## Task statement
Which lines include the word "render"? Copy each of them.

::: Records for processing

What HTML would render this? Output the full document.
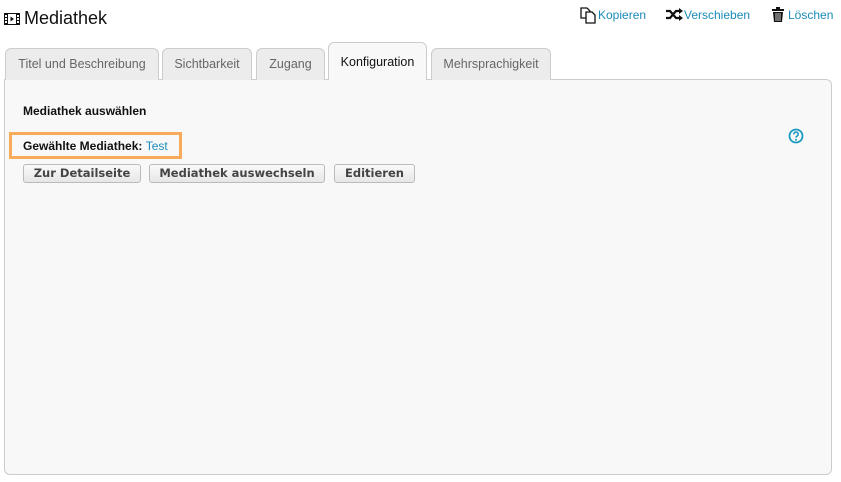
<!DOCTYPE html>
<html><head><meta charset="utf-8"><style>
*{margin:0;padding:0;box-sizing:border-box}
body{width:841px;height:482px;background:#fff;font-family:"Liberation Sans",Arial,sans-serif;position:relative;overflow:hidden}
.abs{position:absolute}
.title{left:24px;top:8px;font-size:18px;color:#111}
.act{top:8px;font-size:12px;color:#1a8bb8;white-space:nowrap}
.tab{position:absolute;top:48px;height:32px;border:1px solid #ccc;border-bottom:none;border-radius:6px 6px 0 0;background:#ececec;color:#666;font-size:12.5px;text-align:center;line-height:30px}
.panel{left:4px;top:79px;width:828px;height:396px;border:1px solid #ccc;border-radius:0 6px 6px 6px;background:#f8f8f8}
.btn{position:absolute;top:164px;height:19px;border:1px solid #bbb;border-radius:3px;background:linear-gradient(#fafafa,#e6e6e6);font-family:"DejaVu Sans",sans-serif;font-weight:bold;font-size:11.5px;color:#444;line-height:17px;text-align:center}
</style></head><body>
<svg class="abs" style="left:4px;top:13px" width="16" height="12" viewBox="0 0 16 12"><rect x="0.5" y="0.5" width="15" height="11" fill="#fff" stroke="#111"/><rect x="0" y="0" width="4" height="12" fill="#111"/><rect x="12" y="0" width="4" height="12" fill="#111"/><rect x="1" y="2" width="2" height="2" fill="#fff"/><rect x="1" y="5" width="2" height="2" fill="#fff"/><rect x="1" y="8" width="2" height="2" fill="#fff"/><rect x="13" y="2" width="2" height="2" fill="#fff"/><rect x="13" y="5" width="2" height="2" fill="#fff"/><rect x="13" y="8" width="2" height="2" fill="#fff"/><path d="M6.5 3.5 L10 6 L6.5 8.5Z" fill="#111"/></svg>
<div class="abs title">Mediathek</div>
<svg class="abs" style="left:580px;top:7px" width="16" height="17" viewBox="0 0 16 17"><path d="M1 1h6l3 3v7H1Z" fill="#fff" stroke="#111" stroke-width="1.3"/><path d="M6 5h6l3 3v8H6Z" fill="#fff" stroke="#111" stroke-width="1.3"/></svg>
<div class="abs act" style="left:598px">Kopieren</div>
<svg class="abs" style="left:666px;top:8px" width="17" height="13" viewBox="0 0 17 13"><path d="M0 3h4l6 7h4M0 10h4l6-7h4" fill="none" stroke="#111" stroke-width="2.2"/><path d="M13 0l4 3-4 3ZM13 7l4 3-4 3Z" fill="#111"/></svg>
<div class="abs act" style="left:684px">Verschieben</div>
<svg class="abs" style="left:772px;top:7px" width="12" height="15" viewBox="0 0 12 15"><rect x="0" y="2" width="12" height="2" fill="#111"/><rect x="4" y="0" width="4" height="2" fill="#111"/><path d="M1 5h10l-1 10H2Z" fill="#111"/><path d="M4 6v8M6 6v8M8 6v8" stroke="#fff" stroke-width="0.8"/></svg>
<div class="abs act" style="left:788px">Löschen</div>
<div class="abs panel"></div>
<div class="tab" style="left:5px;width:154px">Titel und Beschreibung</div>
<div class="tab" style="left:162px;width:90px">Sichtbarkeit</div>
<div class="tab" style="left:256px;width:69px">Zugang</div>
<div class="tab" style="left:328px;width:99px;top:42px;height:38px;background:#f8f8f8;color:#111;line-height:38px">Konfiguration</div>
<div class="tab" style="left:431px;width:120px">Mehrsprachigkeit</div>
<div class="abs" style="left:23px;top:104px;font-size:12px;font-weight:bold;color:#111">Mediathek auswählen</div>
<div class="abs" style="left:9px;top:132px;width:173px;height:27px;border:3px solid #f9ab5c"></div>
<div class="abs" style="left:23px;top:139px;font-size:12px;font-weight:bold;color:#111">Gewählte Mediathek: <span style="font-weight:normal;color:#1a8bb8">Test</span></div>
<svg class="abs" style="left:788px;top:128px" width="16" height="16" viewBox="0 0 16 16"><circle cx="8" cy="8" r="6.5" fill="none" stroke="#1a9ac0" stroke-width="1.8"/><path d="M5.8 6.3a2.2 2.2 0 1 1 2.9 2c-.6.3-.7.6-.7 1.3" fill="none" stroke="#1a9ac0" stroke-width="1.6"/><circle cx="8" cy="11.7" r="1" fill="#1a9ac0"/></svg>
<div class="btn" style="left:23px;width:118px">Zur Detailseite</div>
<div class="btn" style="left:149px;width:176px">Mediathek auswechseln</div>
<div class="btn" style="left:334px;width:81px">Editieren</div>
</body></html>
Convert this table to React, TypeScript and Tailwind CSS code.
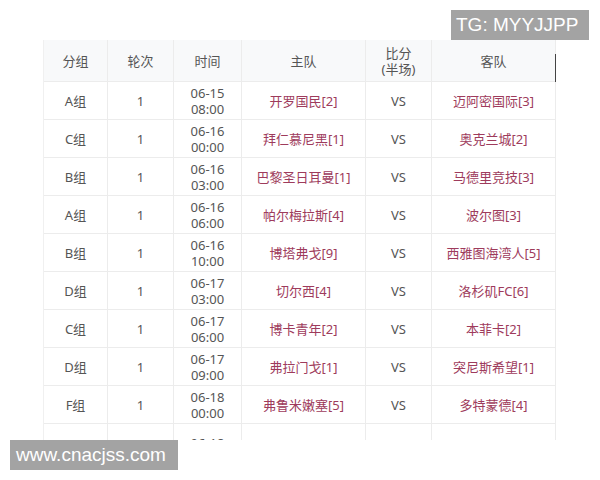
import React from 'react';

interface Match {
    group: string;
    round: string;
    date: string;
    time: string;
    home: string;
    away: string;
}

const matches: Match[] = [
    { group: 'A组', round: '1', date: '06-15', time: '08:00', home: '开罗国民[2]', away: '迈阿密国际[3]' },
    { group: 'C组', round: '1', date: '06-16', time: '00:00', home: '拜仁慕尼黑[1]', away: '奥克兰城[2]' },
    { group: 'B组', round: '1', date: '06-16', time: '03:00', home: '巴黎圣日耳曼[1]', away: '马德里竞技[3]' },
    { group: 'A组', round: '1', date: '06-16', time: '06:00', home: '帕尔梅拉斯[4]', away: '波尔图[3]' },
    { group: 'B组', round: '1', date: '06-16', time: '10:00', home: '博塔弗戈[9]', away: '西雅图海湾人[5]' },
    { group: 'D组', round: '1', date: '06-17', time: '03:00', home: '切尔西[4]', away: '洛杉矶FC[6]' },
    { group: 'C组', round: '1', date: '06-17', time: '06:00', home: '博卡青年[2]', away: '本菲卡[2]' },
    { group: 'D组', round: '1', date: '06-17', time: '09:00', home: '弗拉门戈[1]', away: '突尼斯希望[1]' },
    { group: 'F组', round: '1', date: '06-18', time: '00:00', home: '弗鲁米嫩塞[5]', away: '多特蒙德[4]' },
    { group: '', round: '', date: '06-18', time: '', home: '', away: '' },
];

const font = { fontFamily: '"Noto Sans", "Noto Sans CJK SC", sans-serif' };
const cols = 'grid grid-cols-[64px_66px_68px_124px_66px_124px]';
const cell = 'flex flex-col items-center justify-center border-r border-b border-[#ececec] text-center';

const App = () => {
    return (
        <div className="relative w-[600px] h-[480px] bg-white overflow-hidden" style={font}>
            {/* Table */}
            <div className="ml-[43px] mt-[40px] w-[513px] h-[400px] overflow-hidden border-l border-[#f0f0f0] text-[13px] leading-[16px] text-[#555]">
                <div className={`${cols} h-[42px] bg-[#f8f9fa]`}>
                    <div className={cell}>分组</div>
                    <div className={cell}>轮次</div>
                    <div className={cell}>时间</div>
                    <div className={cell}>主队</div>
                    <div className={cell}>
                        <span>比分</span>
                        <span>(半场)</span>
                    </div>
                    <div className={`${cell} relative`}>
                        客队
                        <div className="absolute right-[-1px] top-[14px] w-[1px] h-[28px] bg-[#444]"></div>
                    </div>
                </div>
                {matches.map((m, idx) => (
                    <div key={idx} className={`${cols} h-[38px]`}>
                        <div className={cell}>{m.group}</div>
                        <div className={cell}>{m.round}</div>
                        <div className={cell}>
                            <span>{m.date}</span>
                            <span>{m.time}</span>
                        </div>
                        <div className={`${cell} text-[#9e3b5c]`}>{m.home}</div>
                        <div className={cell}>{m.home ? 'VS' : ''}</div>
                        <div className={`${cell} text-[#9e3b5c]`}>{m.away}</div>
                    </div>
                ))}
            </div>

            {/* Watermarks */}
            <div className="absolute left-[451px] top-[10px] w-[138px] h-[30px] bg-[#a3a3a3] flex items-center pl-[5px] text-white text-[19px]" style={{ fontFamily: '"Liberation Sans", sans-serif' }}>
                TG: MYYJJPP
            </div>
            <div className="absolute left-[10px] top-[440px] w-[168px] h-[30px] bg-[#a3a3a3] flex items-center pl-[6px] text-white text-[19px]" style={{ fontFamily: '"Liberation Sans", sans-serif' }}>
                www.cnacjss.com
            </div>
        </div>
    );
};

export default App;
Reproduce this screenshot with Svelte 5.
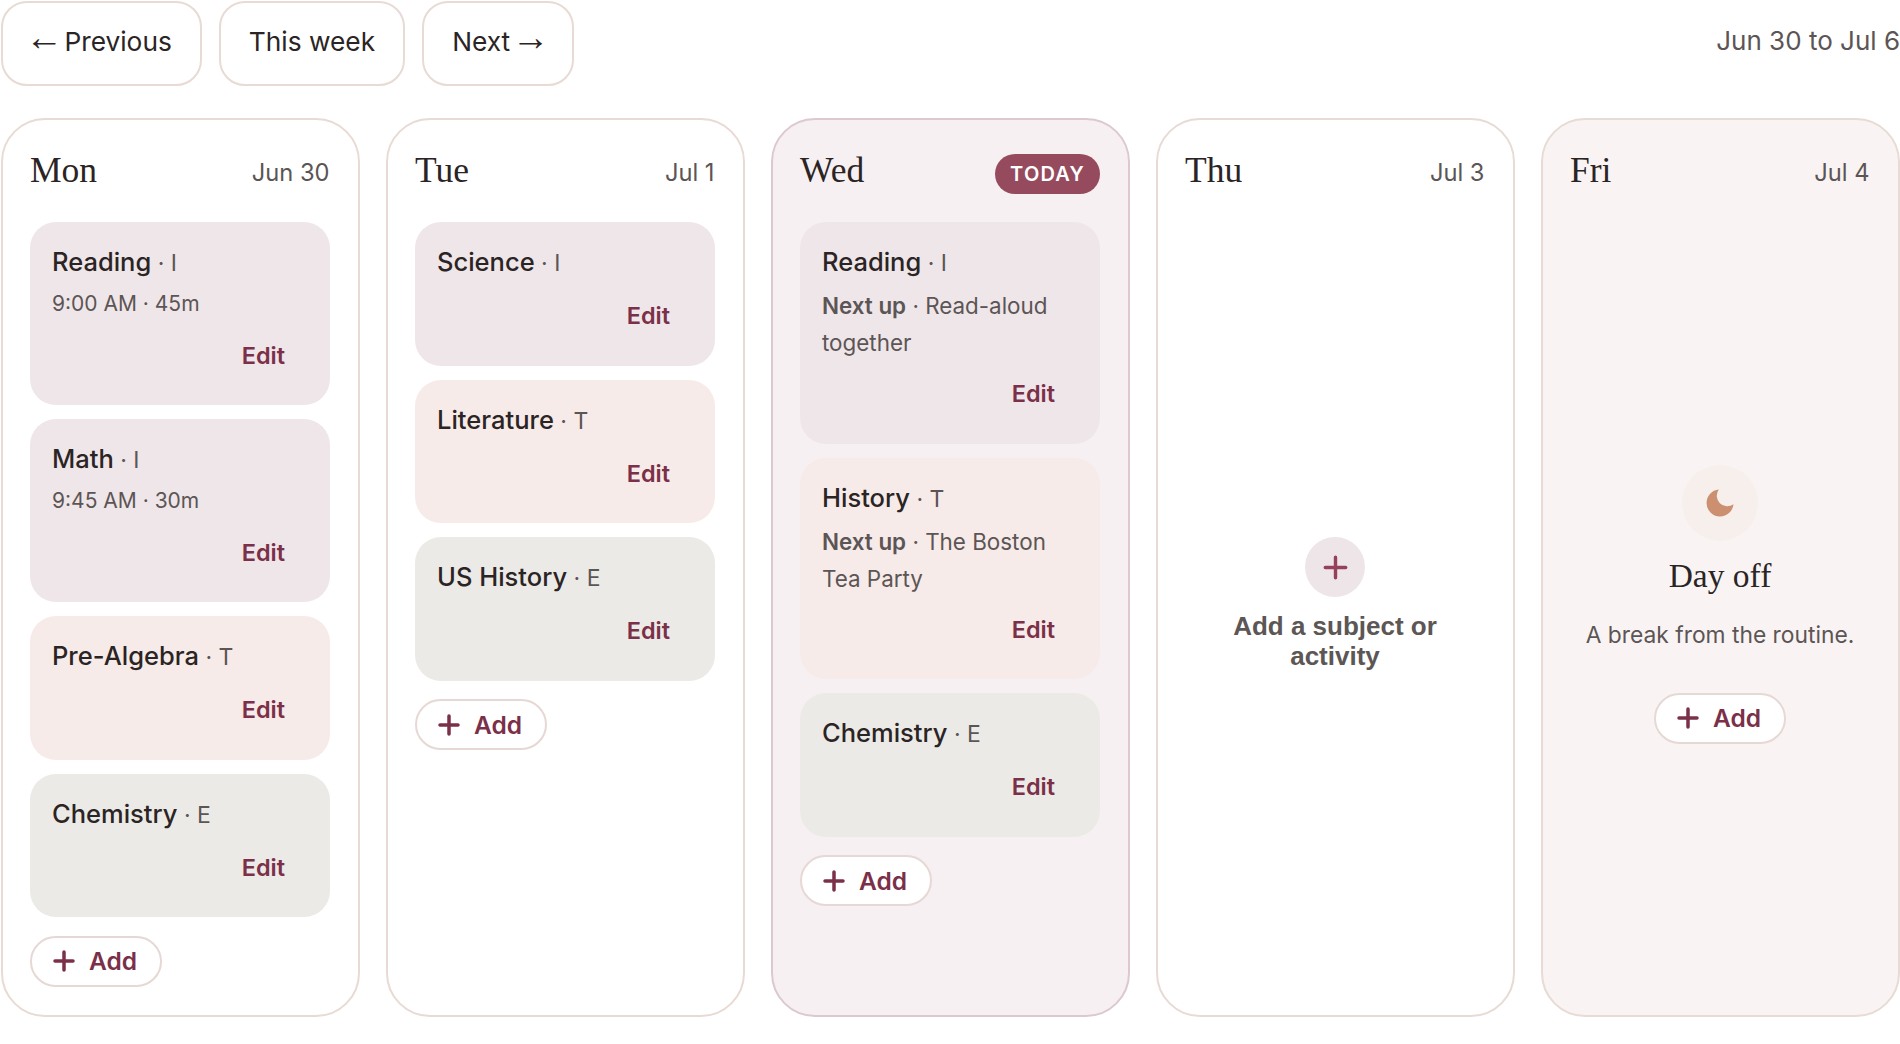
<script>
  const days = [
    { name: 'Mon', date: 'Jun 30', items: [
      { t: 'Reading', k: 'I', c: 'i', meta: '9:00 AM · 45m' },
      { t: 'Math', k: 'I', c: 'i', meta: '9:45 AM · 30m' },
      { t: 'Pre-Algebra', k: 'T', c: 't' },
      { t: 'Chemistry', k: 'E', c: 'e' } ] },
    { name: 'Tue', date: 'Jul 1', items: [
      { t: 'Science', k: 'I', c: 'i' },
      { t: 'Literature', k: 'T', c: 't' },
      { t: 'US History', k: 'E', c: 'e' } ] },
    { name: 'Wed', today: true, items: [
      { t: 'Reading', k: 'I', c: 'i', next: 'Read-aloud together' },
      { t: 'History', k: 'T', c: 't', next: 'The Boston Tea Party' },
      { t: 'Chemistry', k: 'E', c: 'e' } ] },
    { name: 'Thu', date: 'Jul 3', empty: true, items: [] },
    { name: 'Fri', date: 'Jul 4', off: true, items: [] }
  ];
</script>

{#snippet plus()}
  <svg class="plus" viewBox="0 0 22 22" aria-hidden="true"><path d="M11 2v18M2 11h18" /></svg>
{/snippet}

{#snippet addButton()}
  <button class="add">{@render plus()}<span>Add</span></button>
{/snippet}

<main class="page">
  <header class="topbar">
    <nav class="nav">
      <button class="navbtn"><span class="arrow">←</span> Previous</button>
      <button class="navbtn">This week</button>
      <button class="navbtn">Next <span class="arrow">→</span></button>
    </nav>
    <span class="range">Jun 30 to Jul 6</span>
  </header>

  <section class="week">
    {#each days as d}
      <article class="col" class:today={d.today} class:off={d.off}>
        <div class="colhead">
          <h2>{d.name}</h2>
          {#if d.today}<span class="pill">TODAY</span>{:else}<span class="date">{d.date}</span>{/if}
        </div>

        {#if d.empty}
          <div class="center">
            <div class="emptyicon">
              <svg viewBox="0 0 22 22" aria-hidden="true"><path d="M11 2v18M2 11h18" /></svg>
            </div>
            <p class="emptytext">Add a subject or activity</p>
          </div>
        {:else if d.off}
          <div class="center">
            <div class="moon">
              <svg viewBox="0 0 24 24" aria-hidden="true"><path d="M21 12.79A9 9 0 1 1 11.21 3 7 7 0 0 0 21 12.79z" /></svg>
            </div>
            <h3>Day off</h3>
            <p class="offtext">A break from the routine.</p>
            {@render addButton()}
          </div>
        {:else}
          <div class="list">
            {#each d.items as it}
              <div class="card {it.c}">
                <div class="title"><strong>{it.t}</strong><span>{' · ' + it.k}</span></div>
                {#if it.meta}<div class="meta">{it.meta}</div>{/if}
                {#if it.next}<div class="meta next"><b>Next up</b> · {it.next}</div>{/if}
                <button class="edit">Edit</button>
              </div>
            {/each}
          </div>
          <div class="addrow">{@render addButton()}</div>
        {/if}
      </article>
    {/each}
  </section>
</main>

<style>
  :global(body) { margin: 0; background: #fff; }
  .page {
    font-family: Inter, "Noto Sans", sans-serif;
    color: #2b2424;
    padding-left: 1px;
    box-sizing: border-box;
    width: 1900px;
  }
  button { font-family: inherit; cursor: pointer; }
  .topbar {
    display: flex; justify-content: space-between; align-items: flex-start; box-sizing: border-box;
    height: 86px; padding-top: 1px; margin-bottom: 32px;
  }
  .nav { display: flex; gap: 17px; }
  .navbtn {
    height: 85px; padding: 0 28px 4px; background: #fff; color: #2b2424; white-space: nowrap;
    border: 2px solid #e8dad4; border-radius: 26px; font-size: 26.3px; font-weight: 400;
  }
  .arrow { font-family: "Liberation Sans", sans-serif; font-size: 38px; line-height: 0; margin: 0 -6px; vertical-align: 1px; }
  .range { font-size: 26px; line-height: 80px; color: #5c5555; }

  .week { display: grid; grid-template-columns: repeat(5, 1fr); gap: 26px; }
  .col {
    display: flex; flex-direction: column; box-sizing: border-box; height: 899px;
    padding: 27px 28px 29px 27px; border: 2px solid #e8dad4; border-radius: 44px; background: #fff;
  }
  .col.today { background: #f7f0f3; border-color: #dcc9ce; }
  .col.off { background: #f9f4f3; }
  .colhead { display: flex; flex-shrink: 0; justify-content: space-between; align-items: center; height: 50px; margin-bottom: 25px; }
  h2 { margin: -4px 0 0; font: 400 35.5px/1.2 "Liberation Serif", serif; color: #2b2424; }
  .date { font-size: 23.7px; color: #5c5555; margin: 0 0.5px 0 0; }
  .pill {
    display: flex; align-items: center; height: 40px; padding: 0 15px; margin-top: 4px;
    border-radius: 20px; background: #964a5e; color: #fff;
    font-size: 20px; font-weight: 600; letter-spacing: 1.2px;
  }

  .list { display: flex; flex-direction: column; gap: 14px; }
  .card {
    display: flex; flex-direction: column; padding: 22px 22px 28px; border-radius: 26px;
  }
  .card.i { background: #efe6e9; }
  .card.t { background: #f6ebe8; }
  .card.e { background: #ebeae6; }
  .title { font-size: 25.5px; line-height: 36px; height: 36px; margin-bottom: 3px; color: #5c5555; font-weight: 400; }
  .title span { font-size: 23px; }
  .title strong { font-weight: 500; color: #2b2424; }
  .meta { font-size: 21px; line-height: 37.5px; margin-top: 2px; color: #5c5555; }
  .meta.next { font-size: 22.4px; line-height: 37px; margin-top: 4px; }
  .meta b { font-weight: 600; }
  .edit {
    align-self: flex-end; height: 44px; margin-top: 10.5px; padding: 0 23px; border: 0; background: none;
    color: #7b3049; font-size: 23.5px; font-weight: 600;
  }
  .addrow { margin-top: 18.5px; display: flex; flex-shrink: 0; }
  .add {
    display: inline-flex; align-items: center; gap: 14px; box-sizing: border-box; flex-shrink: 0;
    height: 51px; padding: 0 23px 0 21px; border: 2px solid #e6d8d4; border-radius: 26px;
    background: #fff; color: #7b3049; font-size: 24.5px; font-weight: 600;
  }
  .plus { width: 22px; height: 22px; }
  .plus path { stroke: #7b3049; stroke-width: 3.5; stroke-linecap: round; fill: none; }

  .center { flex: 1; display: flex; flex-direction: column; align-items: center; justify-content: center; text-align: center; }
  .emptyicon { width: 60px; height: 60px; border-radius: 50%; background: #ede5e8; display: flex; align-items: center; justify-content: center; }
  .emptyicon svg { width: 25px; height: 25px; }
  .emptyicon path { stroke: #96405c; stroke-width: 3; stroke-linecap: round; fill: none; }
  .emptytext { margin: 14px 0 0; font: 700 26px/30px "Liberation Sans", sans-serif; color: #5c5655; width: 240px; }
  .moon { width: 76px; height: 76px; border-radius: 50%; background: #f6efec; display: flex; align-items: center; justify-content: center; }
  .moon svg { width: 36px; height: 36px; }
  .moon path { fill: #cc8f70; }
  h3 { margin: 12px 0 0; font: 400 33.5px/46px "Liberation Serif", serif; color: #2b2424; }
  .offtext { margin: 18px 0 0; font-size: 22.8px; line-height: 36px; color: #5c5555; }
  .center .add { margin-top: 40px; }
</style>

::::::

## Result of this exercise
What HTML would render this? Output the full document.
  <button class="add">{@render plus()}<span>Add</span></button>
            {@render addButton()}
          <div class="addrow">{@render addButton()}</div>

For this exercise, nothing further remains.